Jak Ty na kogoś uprzesz się to aż do śmierci. :P
Bramkarze? Dla mnie Jaume powinien wskoczyć na stałe do bramki, ma kapitalny refleks, dobrze gra na linii, dobrze gra nogami. Neto doświadczony ale stoi jak słup soli i nie wzbudza zaufania.
Obrona? Garay dawał jakość ale jak jakiś młody wejdzie na środek będę zadowolony, wraca Abdenour ale liczę że szybko bo sprzedadzą lub rozwiążą kontrakt. Cancelo we Włoszech poprawił grę defensywna także jak zostanie to prawa strona bylaby wzmocniona, choć lepiej na nim zarobić na inne transfery.

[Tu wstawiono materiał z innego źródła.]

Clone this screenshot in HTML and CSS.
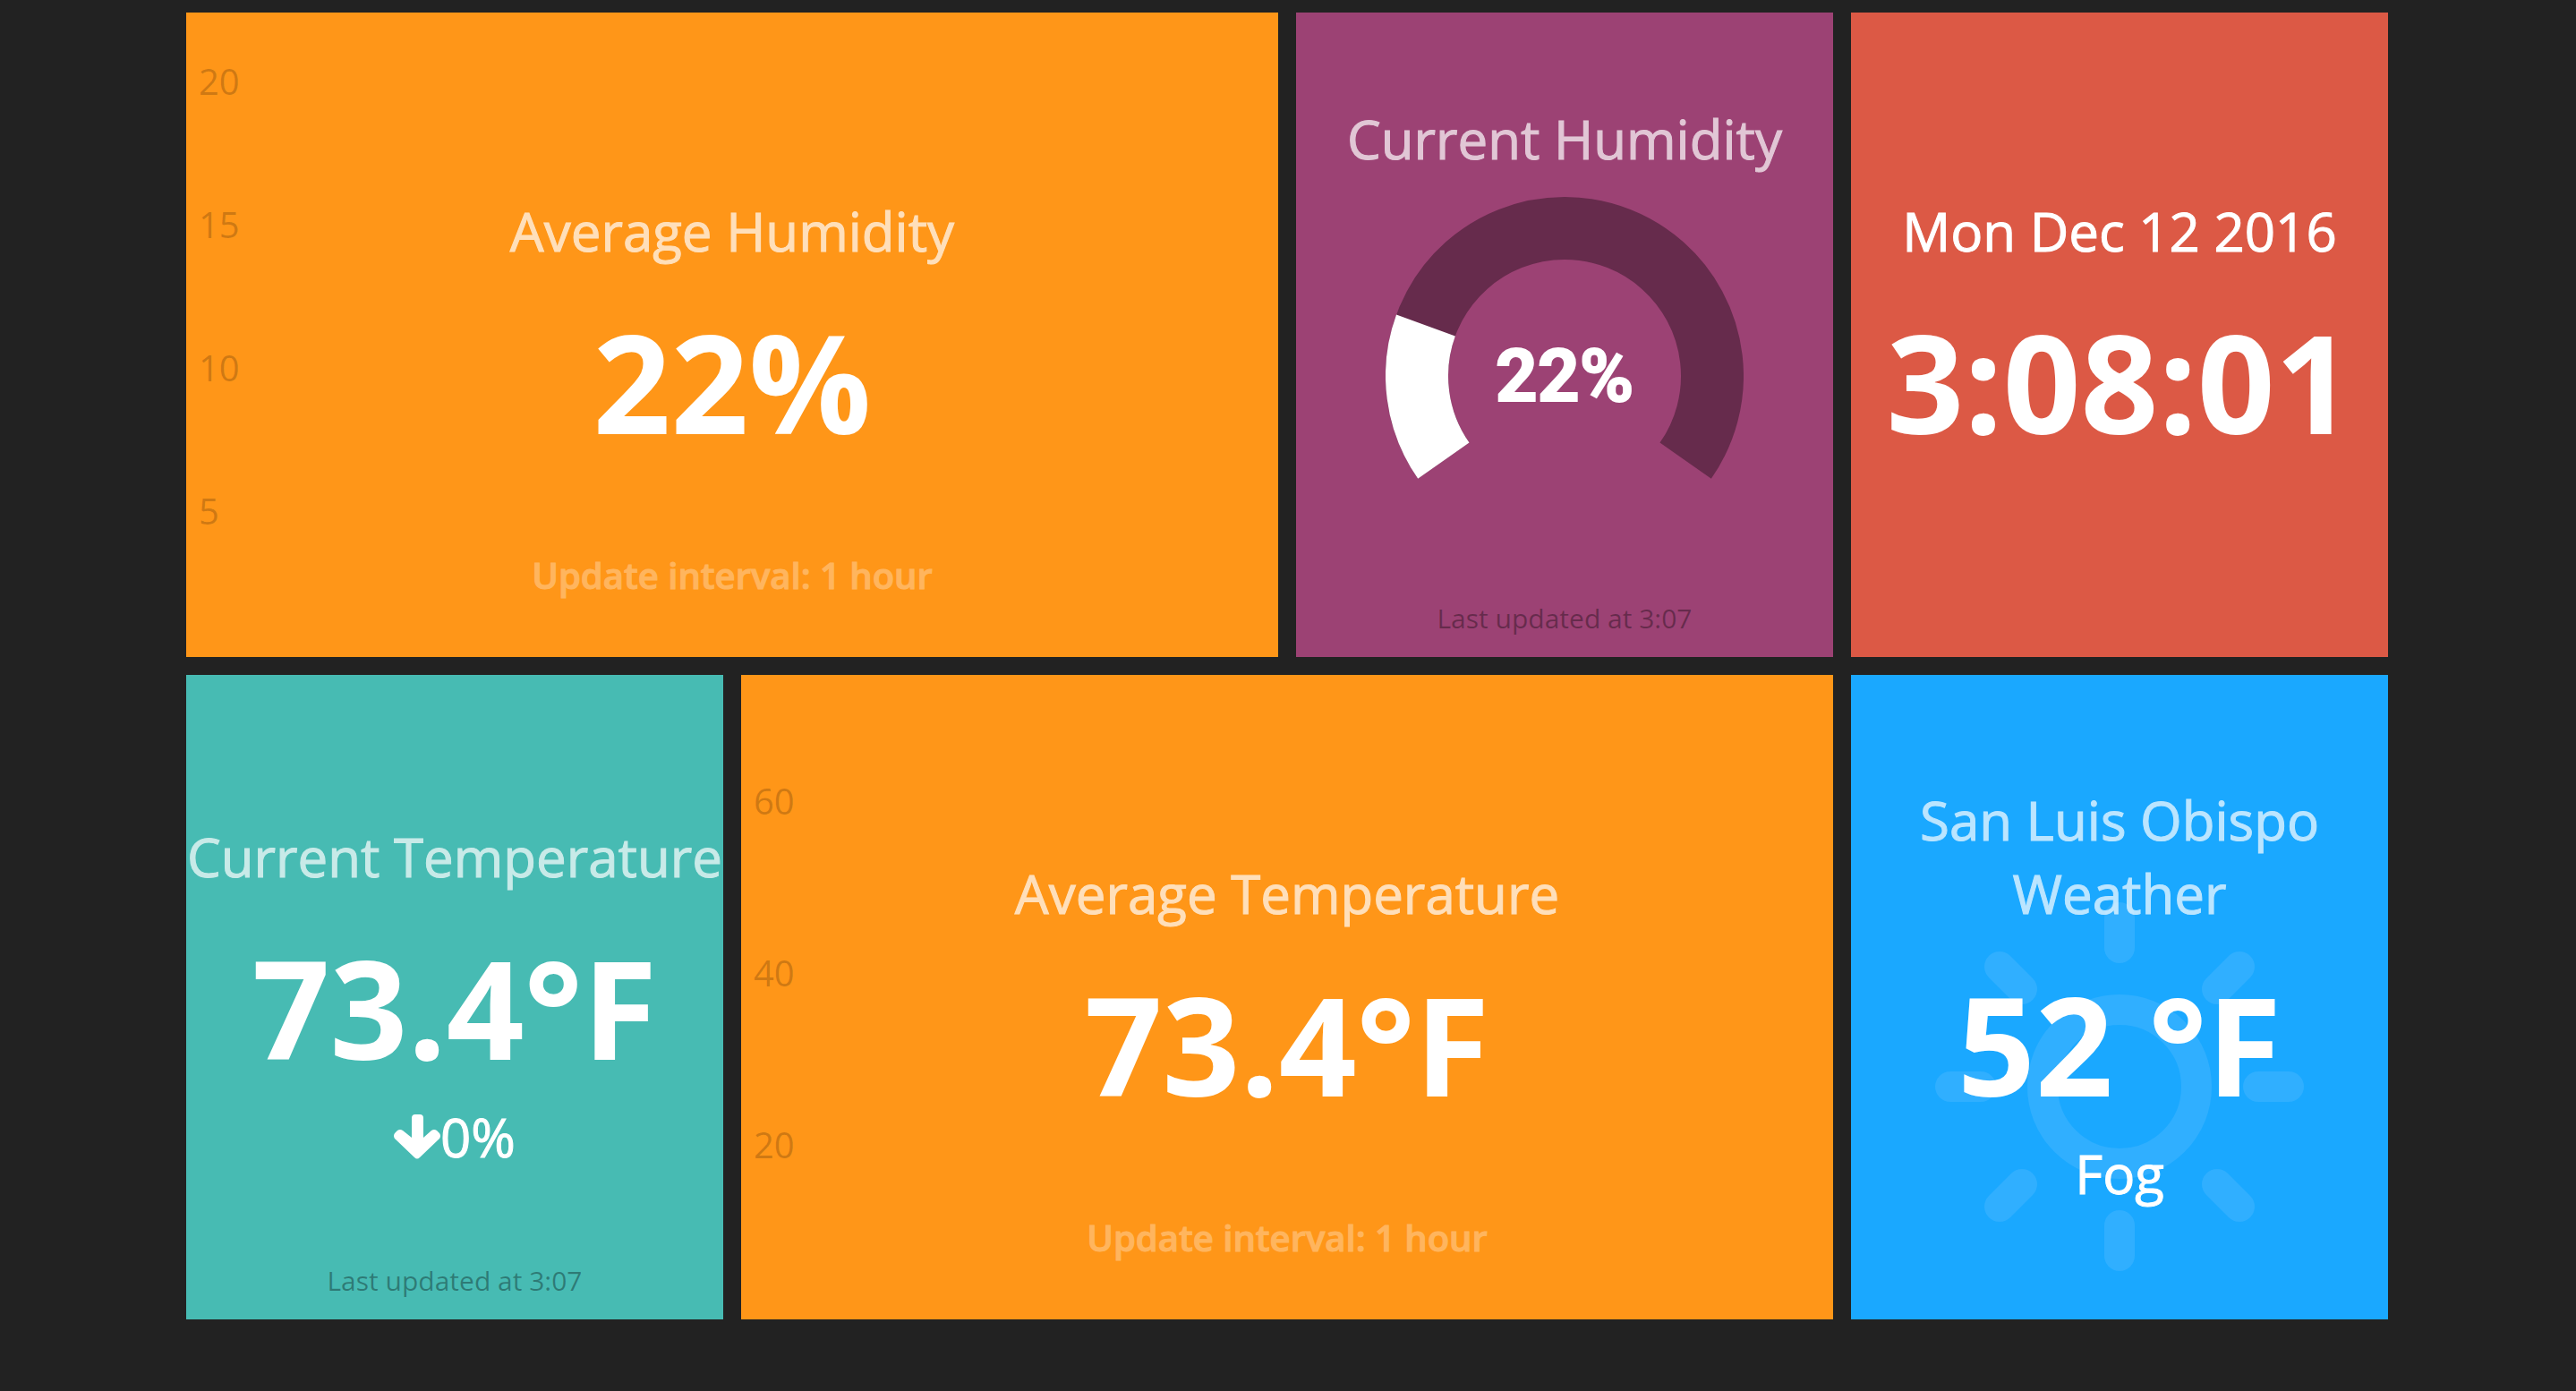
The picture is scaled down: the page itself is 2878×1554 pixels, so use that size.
FILE: index.html
```html
<!DOCTYPE html>
<html lang="en">
<head>
<meta charset="utf-8">
<title>Sensor Dashboard</title>
<link rel="stylesheet" href="styles.css">
</head>
<body>
<main class="board">
  <section class="tile tile-graph tile-wide">
    <ol class="axis axis-humidity"><li>20</li><li>15</li><li>10</li><li>5</li></ol>
    <h1 class="title">Average Humidity</h1>
    <p class="value">22%</p>
    <p class="more-info">Update interval: 1 hour</p>
  </section>

  <section class="tile tile-meter">
    <h1 class="title">Current Humidity</h1>
    <div class="meter">
      <svg class="meter-arc" viewBox="-200 -200 400 400" aria-hidden="true">
        <path class="arc-track" d="M-135.16 94.64A165 165 0 1 1 135.16 94.64"/>
        <path class="arc-value" d="M-135.16 94.64A165 165 0 0 1 -155.05 -56.43"/>
      </svg>
      <span class="meter-value">22%</span>
    </div>
    <p class="updated">Last updated at 3:07</p>
  </section>

  <section class="tile tile-clock">
    <h1 class="title title-solid">Mon Dec 12 2016</h1>
    <p class="value">3:08:01</p>
  </section>

  <section class="tile tile-number">
    <h1 class="title">Current Temperature</h1>
    <p class="value">73.4°F</p>
    <p class="note">
      <svg class="arrow" viewBox="0 0 52 50" aria-hidden="true">
        <path d="M24 0h5q4 0 4 4v22l9-8q3-2 6 0l3 3q2 3 0 6L29 48q-3 3-6 0L1 27q-2-3 0-6l3-3q3-2 6 0l10 8V4q0-4 4-4z"/>
      </svg><span>0%</span>
    </p>
    <p class="updated">Last updated at 3:07</p>
  </section>

  <section class="tile tile-graph tile-wide">
    <ol class="axis axis-temperature"><li>60</li><li>40</li><li>20</li></ol>
    <h1 class="title">Average Temperature</h1>
    <p class="value">73.4°F</p>
    <p class="more-info">Update interval: 1 hour</p>
  </section>

  <section class="tile tile-weather">
    <svg class="sun" viewBox="-206 -206 412 412" aria-hidden="true">
      <circle r="86"/>
      <path d="M0-189v34M0 155v34M-189 0h34M155 0h34M-134-134l25 25M109 109l25 25M-134 134l25-25M109-109l25-25"/>
    </svg>
    <h1 class="title">San Luis Obispo Weather</h1>
    <p class="value">52 °F</p>
    <p class="note">Fog</p>
  </section>
</main>
</body>
</html>
```
FILE: styles.css
```css
* {
  box-sizing: border-box;
}

body {
  margin: 0;
  background: #222;
  color: #fff;
  font-family: "Open Sans", sans-serif;
}

h1, p, ol {
  margin: 0;
  padding: 0;
  font-weight: 400;
}

.board {
  display: grid;
  grid-template-columns: repeat(4, minmax(0, 1fr));
  grid-auto-rows: minmax(720px, auto);
  gap: 20px;
  padding: 14px 210px 80px 208px;
}

.tile {
  position: relative;
  display: flex;
  flex-direction: column;
  align-items: center;
  justify-content: center;
  padding-bottom: 2px;
  text-align: center;
}

.tile-wide { grid-column: span 2; }
.tile-graph { background: #ff9618; }
.tile-meter { background: #9c4274; }
.tile-clock { background: #dc5945; }
.tile-number { background: #47bbb3; }
.tile-weather { background: #1aa8ff; }

.title {
  position: relative;
  font-size: 60px;
  line-height: 82px;
  color: #fff;
  -webkit-text-stroke: 1px;
  opacity: 0.7;
}

.title-solid { opacity: 1; }

.value {
  position: relative;
  margin-top: 24px;
  font-size: 152px;
  line-height: 207px;
  font-weight: 700;
}

.note {
  position: relative;
  display: flex;
  align-items: center;
  justify-content: center;
  font-size: 60px;
  line-height: 82px;
  -webkit-text-stroke: 1px;
}

.arrow {
  width: 52px;
  height: 50px;
  fill: #fff;
}

.more-info {
  position: absolute;
  inset: auto 0 64px;
  font-size: 40px;
  line-height: 54px;
  font-weight: 600;
  -webkit-text-stroke: 1px;
  opacity: 0.3;
}

.updated {
  position: absolute;
  inset: auto 0 23px;
  font-size: 30px;
  line-height: 40px;
  color: rgba(0, 0, 0, 0.34);
}

/* y-axis tick labels laid over the left edge of a graph tile */
.axis {
  position: absolute;
  inset: 0 auto 0 14px;
  list-style: none;
  text-align: left;
  font-size: 40px;
  line-height: 54px;
  color: rgba(0, 0, 0, 0.2);
}

.axis-humidity { padding-top: 50px; }
.axis-humidity li { height: 160px; }
.axis-temperature { padding-top: 114px; }
.axis-temperature li { height: 192px; }

.meter {
  display: grid;
  place-items: center;
  width: 400px;
  height: 400px;
  margin: 24px 0 12px;
}

.meter-arc,
.meter-value {
  grid-area: 1 / 1;
}

.meter-arc {
  width: 100%;
  fill: none;
  stroke-width: 70px;
}

.arc-track { stroke: #662b4c; }
.arc-value { stroke: #fff; }

.meter-value {
  font-family: Roboto, Arial, sans-serif;
  font-size: 82px;
  line-height: 96px;
  font-weight: 700;
  -webkit-text-stroke: 2px;
}

.sun {
  position: absolute;
  top: 254px;
  left: 50%;
  width: 412px;
  height: 412px;
  margin-left: -206px;
  fill: none;
  stroke: #30afff;
  stroke-width: 34px;
  stroke-linecap: round;
}
```
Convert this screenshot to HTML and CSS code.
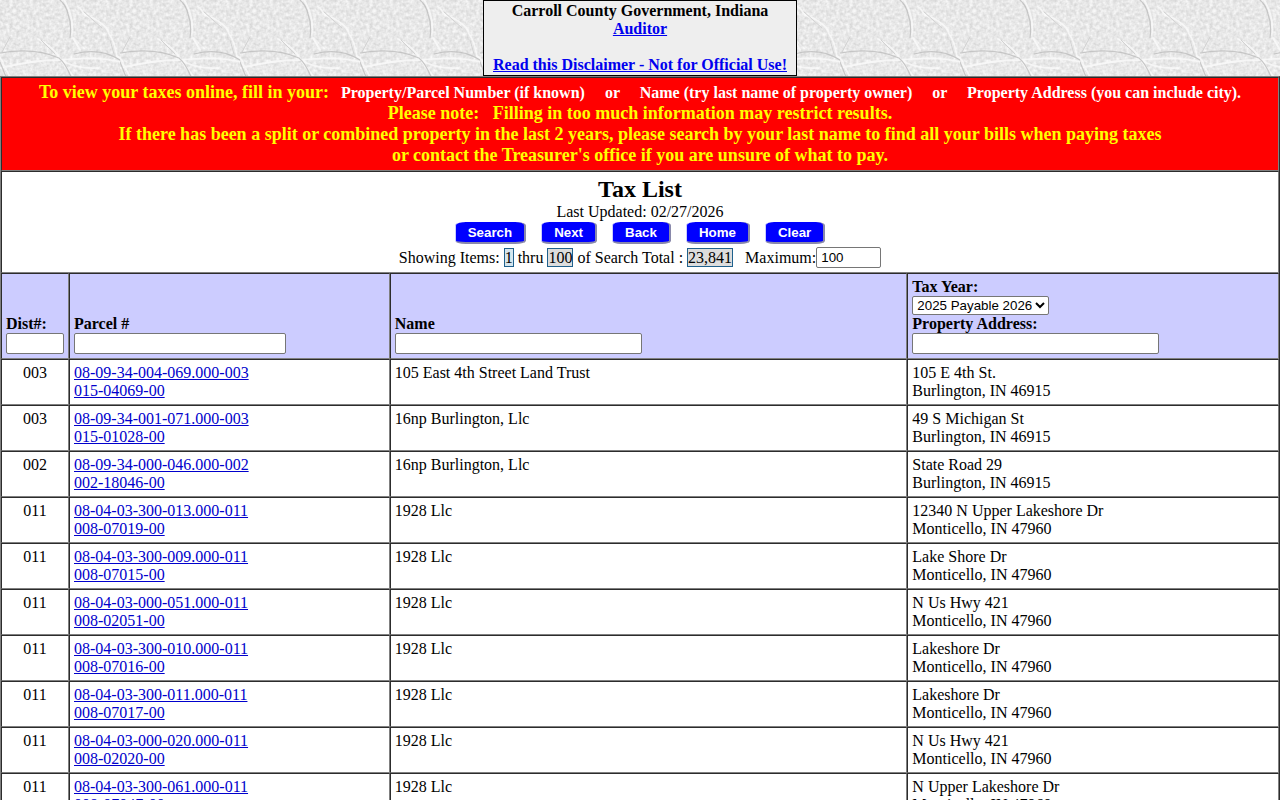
FILE: index.html
```html
<!DOCTYPE html>
<html lang="en">
<head>
<meta charset="utf-8">
<title>Tax List</title>
<link rel="stylesheet" href="styles.css">
</head>
<body>
<header class="banner">
  <div class="banner-box">
    <div>Carroll County Government, Indiana</div>
    <a href="#auditor">Auditor</a>
    <a class="disclaimer" href="#disclaimer">Read this Disclaimer - Not for Official Use!</a>
  </div>
</header>
<form>
<table class="tax-table">
  <colgroup><col class="col-dist"><col class="col-parcel"><col class="col-name"><col></colgroup>
  <thead>
    <tr><td class="notice" colspan="4">
      To view your taxes online, fill in your:<span class="hint"> &nbsp; Property/Parcel Number (if known) &nbsp; &nbsp; or &nbsp; &nbsp; Name (try last name of property owner) &nbsp; &nbsp; or &nbsp; &nbsp; Property Address (you can include city).</span><br>
      Please note: &nbsp; Filling in too much information may restrict results.<br>
      If there has been a split or combined property in the last 2 years, please search by your last name to find all your bills when paying taxes<br>
      or contact the Treasurer's office if you are unsure of what to pay.
    </td></tr>
    <tr><td class="summary" colspan="4">
      <h1>Tax List</h1>
      <div>Last Updated: 02/27/2026</div>
      <div class="actions">
        <button type="button">Search</button>
        <button type="button">Next</button>
        <button type="button">Back</button>
        <button type="button">Home</button>
        <button type="button">Clear</button>
      </div>
      <div class="range">
        <span>Showing Items: <span class="count first">1</span> thru <span class="count">100</span> of Search Total : <span class="count">23,841</span></span>
        <span class="maximum"><label for="maximum">Maximum:</label><input id="maximum" class="input-max" type="text" value="100"></span>
      </div>
    </td></tr>
    <tr class="filters">
      <th><label for="dist">Dist#:</label><input id="dist" class="input-dist" type="text"></th>
      <th><label for="parcel">Parcel #</label><input id="parcel" class="input-parcel" type="text"></th>
      <th><label for="name">Name</label><input id="name" class="input-wide" type="text"></th>
      <th><label for="year">Tax Year:</label><select id="year"><option>2025 Payable 2026</option></select><label for="address">Property Address:</label><input id="address" class="input-wide" type="text"></th>
    </tr>
  </thead>
  <tbody>
    <tr><td>003</td><td><a href="#p1">08-09-34-004-069.000-003<br>015-04069-00</a></td><td>105 East 4th Street Land Trust</td><td>105 E 4th St.<br>Burlington, IN 46915</td></tr>
    <tr><td>003</td><td><a href="#p2">08-09-34-001-071.000-003<br>015-01028-00</a></td><td>16np Burlington, Llc</td><td>49 S Michigan St<br>Burlington, IN 46915</td></tr>
    <tr><td>002</td><td><a href="#p3">08-09-34-000-046.000-002<br>002-18046-00</a></td><td>16np Burlington, Llc</td><td>State Road 29<br>Burlington, IN 46915</td></tr>
    <tr><td>011</td><td><a href="#p4">08-04-03-300-013.000-011<br>008-07019-00</a></td><td>1928 Llc</td><td>12340 N Upper Lakeshore Dr<br>Monticello, IN 47960</td></tr>
    <tr><td>011</td><td><a href="#p5">08-04-03-300-009.000-011<br>008-07015-00</a></td><td>1928 Llc</td><td>Lake Shore Dr<br>Monticello, IN 47960</td></tr>
    <tr><td>011</td><td><a href="#p6">08-04-03-000-051.000-011<br>008-02051-00</a></td><td>1928 Llc</td><td>N Us Hwy 421<br>Monticello, IN 47960</td></tr>
    <tr><td>011</td><td><a href="#p7">08-04-03-300-010.000-011<br>008-07016-00</a></td><td>1928 Llc</td><td>Lakeshore Dr<br>Monticello, IN 47960</td></tr>
    <tr><td>011</td><td><a href="#p8">08-04-03-300-011.000-011<br>008-07017-00</a></td><td>1928 Llc</td><td>Lakeshore Dr<br>Monticello, IN 47960</td></tr>
    <tr><td>011</td><td><a href="#p9">08-04-03-000-020.000-011<br>008-02020-00</a></td><td>1928 Llc</td><td>N Us Hwy 421<br>Monticello, IN 47960</td></tr>
    <tr><td>011</td><td><a href="#p10">08-04-03-300-061.000-011<br>008-07047-00</a></td><td>1928 Llc</td><td>N Upper Lakeshore Dr<br>Monticello, IN 47960</td></tr>
  </tbody>
</table>
</form>
</body>
</html>
```
FILE: styles.css
```css
* { box-sizing: border-box; }

html { scrollbar-width: none; }

body {
  margin: 0;
  font: 16px/18px "Liberation Serif", "Times New Roman", serif;
  color: #000;
  /* Embossed paper tile */
  background: #e9e9e9 url("data:image/svg+xml,%3Csvg xmlns='http://www.w3.org/2000/svg' width='120' height='120'%3E%3Cfilter id='g' x='0' y='0' width='100%25' height='100%25' color-interpolation-filters='sRGB'%3E%3CfeTurbulence type='fractalNoise' baseFrequency='.3' numOctaves='2' seed='4' stitchTiles='stitch'/%3E%3CfeColorMatrix values='.2 0 0 0 .81 .2 0 0 0 .81 .2 0 0 0 .81 0 0 0 0 1'/%3E%3C/filter%3E%3Crect width='120' height='120' filter='url(%23g)'/%3E%3Cg fill='none' stroke-linecap='round' stroke-linejoin='round'%3E%3Cg stroke='%23f9f9f9' stroke-width='1.8' stroke-opacity='.85'%3E%3Cpath d='M80 8Q86 18 93 18Q108 26 109 34Q114 40 117 56L123 62M64 0Q74 16 72 34M0 58L3 62M38 39Q54 47 61 60Q75 69 98 68M0 68Q34 60 59 60Q100 56 120 62M73 38L80 50M3 64L10 77M62 62L74 77'/%3E%3C/g%3E%3Cg stroke='%23bdbdbd' stroke-width='1.2' stroke-opacity='.8'%3E%3Cpath d='M60 0Q66 5 68 14Q72 24 70 38M0 53Q34 47 59 58Q66 64 71 77M74 54Q100 47 120 60M0 62L6 77'/%3E%3C/g%3E%3Cg stroke='%23d2d2d2'%3E%3Cpath d='M10 37L2 52M41 40L55 54M84 12L102 28M110 40L114 54'/%3E%3C/g%3E%3C/g%3E%3C/svg%3E");
}

a { color: #0000cc; }

.banner { display: flex; justify-content: center; }

.banner-box {
  display: flex;
  flex-direction: column;
  align-items: center;
  padding: 1px 9px;
  border: 1px solid #000;
  background: #eee;
  font-weight: bold;
}

.banner-box a { color: #0000ee; }

.disclaimer { margin-top: 18px; }

.tax-table {
  width: 100%;
  table-layout: fixed;
  border: 1px outset gray;
  border-spacing: 0;
  background: #fff;
}

.col-dist { width: 68px; }
.col-parcel { width: 25.1%; }
.col-name { width: 40.5%; }

.tax-table td,
.tax-table th {
  padding: 4px;
  border: 1px inset gray;
  text-align: left;
  vertical-align: top;
}

.tax-table tbody td:first-child,
.tax-table .summary { text-align: center; }

.tax-table .notice {
  background: #f00;
  color: #ff0;
  font-size: 18px;
  font-weight: bold;
  line-height: 21px;
  text-align: center;
}

.hint { color: #fff; font-size: 16px; }

h1 { margin: 0; font-size: 24px; line-height: 27px; }

.actions {
  display: flex;
  justify-content: center;
  gap: 15px;
  padding: 1px 0 3px;
}

button {
  height: 22px;
  padding: 0 12px;
  border: 2px outset #ccf;
  border-width: 0 2px 2px 1px;
  border-radius: 15%;
  background: #00f;
  color: #fff;
  font-family: "Liberation Sans", Arial, sans-serif;
  font-weight: bold;
}

.range { display: flex; justify-content: center; align-items: center; gap: 12px; }

.maximum { display: flex; align-items: center; }

.count { border: 1px solid #1f618d; background: #ddd; }

.count.first { background: #d6e6ee; }

.tax-table .filters th { background: #ccf; vertical-align: bottom; }

.filters label,
.filters input,
.filters select { display: block; }

input {
  height: 21px;
  padding: 1px 4px;
  border: 1px solid #767676;
  border-radius: 2px;
  background: #fff;
  font-family: "Liberation Sans", Arial, sans-serif;
}

select {
  height: 19px;
  border: 1px solid #767676;
  border-radius: 2px;
  background: #fff;
  font-family: "Liberation Sans", Arial, sans-serif;
}

.input-max { width: 65px; }
.input-dist { width: 58px; }
.input-parcel { width: 212px; max-width: 100%; }
.input-wide { width: 247px; max-width: 100%; }
```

Pomocnicy? Wraca kilku z wypożyczenia Bakkali, Nani, Medran, Gil. Zostawilbym tylko Medrana, w przyszłości będzie solidnym rozgrywającym a potrzebujemy szerokiej kadry. Niestety ciężko będzie sprzedać pozostałą trójkę. Guedes ciągnie zespół do przodu ale potrzebujemy więcej takich, wierzę w Ferrana ale na grę na 3 frontach potrzebujemy świeżej krwi ale też doświadczenia.
Napastnicy? Żąda musi zostać, to serce drużyny, Santi bardzo skuteczny, Rodrigo po mundialu może być żyła złota na jakiegoś szybkiego napastnika bo jakby odszedł to potrzebujemy takiego do gry z kontry, ponieważ Santi i Zaza nie są dryblerami.